The Sikh viewpoint differs from the Christian and also from the Hindu approach. Sikhism envisages the transcendental God as self-realizing in History, qua the historical spirit infused 'once for all' in society. This is symbolically expressed in the notion of the 'Sikh Panth becoming the Guru Panth'. The "akal" (supratemporal Absolute) determines itself in time in the collectivity of the Khalsa born out of the sacramental amrit as written by Prehlad Rai, a court poet of Guru Gobind Singh:

  Akal purakh ki surat(i)eha pragat(i) akal khalsa deha.

Coming back to the point, the sacramental nectar derives its efficacious qualities from the testament of the sabda that is recited during the preparation of the amrit . But unlike a mantra recited during the performance of a Hindu ritual, the sabda does not inject any indwelling quality out of itself into the sacramental water, the mere intake of which would suffice to create a magical or mysterious effect on the recipient. The sabda is neither the Divine becoming the flesh nor an embodiment of mysterious spell. The sabda, rather, is the Divine testament. Recitation of the Divine Word creates a numinous state of mind in which the recipient by drinking the nectar comes to partake of the Divine qualities that elevates him to a higher state of spiritual enlightenment, moral consciousness and social responsibility.

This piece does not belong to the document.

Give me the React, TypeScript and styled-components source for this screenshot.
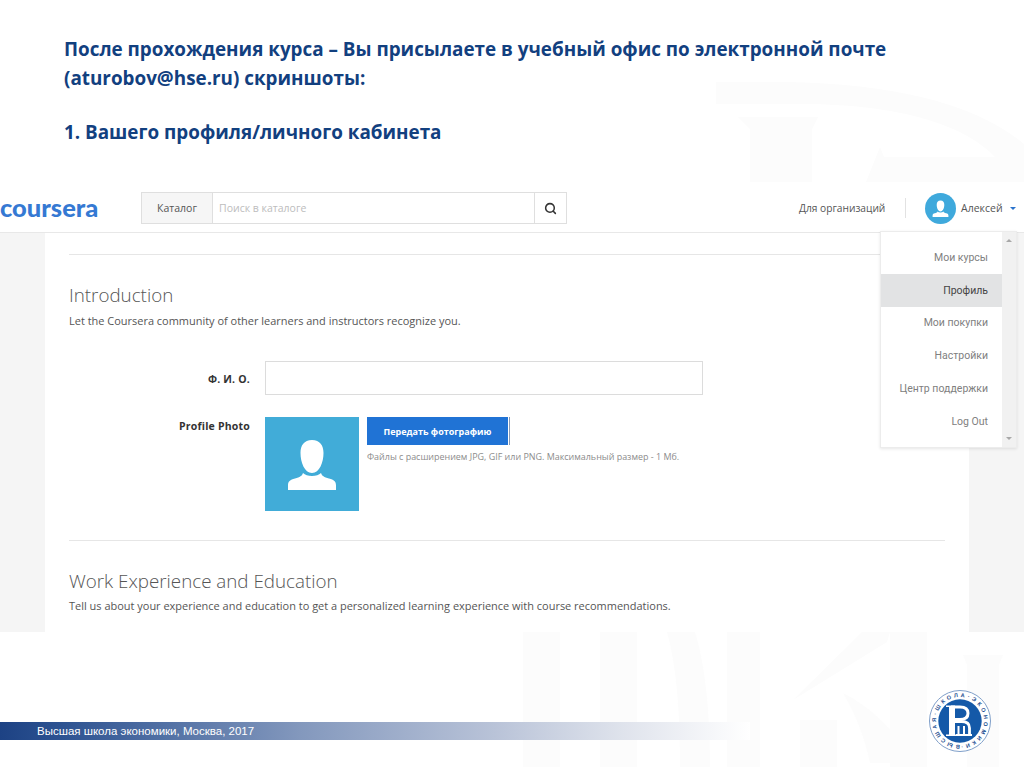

Such is the mystery of the Sikh sacrament.


REFERENCES

1 Raymond Firth, Religion in Social Reality, Reader in Comparative Religion, compiled by W.A. Lessa, E.Z. Vogt and Raw Peterson and Company,

2 Clyde Kluckhohn, Myth and Ritual, Ibid. p.147

3 E.O James, Comparitive Religion, Barnes and Noble.

4 Ammirit(u) eko sabad(u) hai Nanak gurmukh(i) paia

5 Sabade hi nau upajai sabda mel(i) milaia

6 Karam khand ahamkar(u) na kijai...

7 Jekar(i) sutak(u) manniai sabtai sutak(u) hoi; Gahe atai lakari andar(i) kira hoi, Ibid., p.472

8 Sabho sutak(u) bharam(u) hai dujai lagai jai, Ibid.

9 Sur(i) nar mun(i) jan ammrit(u) khojade su ammrit(u) gur te paia, Ibid, p.918.

10 C.W. Leadbeater, The Science of the Sacrament.